A new report by the National Audit Office reveals that 17% of the university technology colleges pioneered by Michael Gove as Education Secretary have closed.


Cabinet minister Michael Gove has wasted almost £800 million of taxpayers’ money on 58 free school vocational education colleges for tens of thousands of teenagers, a report by the National Audit Office reveals today.

Since the first university technical college opened in 2011, 10 of them have had to close and the remaining colleges are only half full, with 21 of the 48 colleges being rated inadequate or needing improvement by Ofsted, the education regulator.

The report reveals that the Government has spent £792 million on the programme – a variant of the free schools initiative – to be run by trusts and charities for 14-to-19 year olds, encouraging them to opt for apprenticeships and vocational work. Most of the money went on new buildings.

The scheme was enthusiastically set up by Gove when he was Education Secretary. He later admitted that the colleges have failed. In an article in The Times in 2017, he anticipated criticism by the NAO by saying that the project had not worked.

“There comes a point when the evidence has accumulated and the verdict is clear and even the most optimistic of us has to acknowledge that Godot won’t arrive, the base metal won’t turn into gold and the emperor really is in the altogether,” he wrote. 

Now, two years on, the full cost has been revealed in today’s NAO report and bills are still mounting up as more colleges fall into debt because they cannot attract students.

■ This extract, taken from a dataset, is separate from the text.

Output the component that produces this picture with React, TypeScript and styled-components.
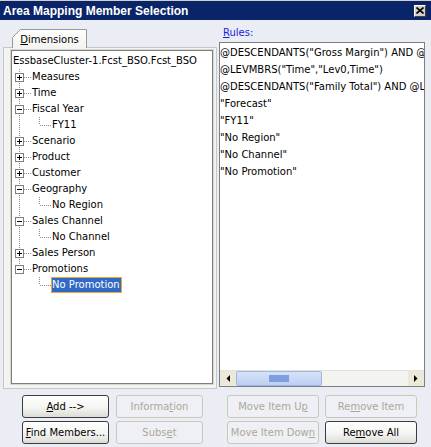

At present, there are 29,934 places available but only 13,572 students have taken them up. Some 4,863 students are taught in colleges given bad ratings by Ofsted. Only two colleges have a full complement of students.

Some 13 existing colleges are in serious financial trouble and 10 have already closed. Another in South Wiltshire is expected to close next year. There is only one new college planned for Doncaster, due to open in 2020.

The 10 closed colleges are in Hackney, Greater Manchester, the Black Country, Tottenham, Harbourside (in Newhaven, east Sussex) Wigan, Daventry, Royal Greenwich, Lancashire and Bedford. Royal Greenwich is to become an academy, at an extra cost of £13 million. The Black Country University Technical College (UTC) was given to Walsall Council, and is being partly used as temporary accommodation, and Lancashire has been gifted to the University of Central Lancashire.

One UTC, South Derbyshire in Burton-on-Trent, never even opened despite the Department for Education spending £8 million on it because it couldn’t recruit enough initial students. Another, Harbourside, received a damning Ofsted report which found that students suffered persistent bullying – some of it racial – at the college before it closed.

Meg Hillier, chair of Parliament’s Public Accounts Committee, said: “UTCs were set up to improve technical education but 17% of UTCs that opened have since closed, leaving hard-pressed local authorities to find alternative places for the students affected. This report provides further evidence as to why the Department for Education is my top department of concern.”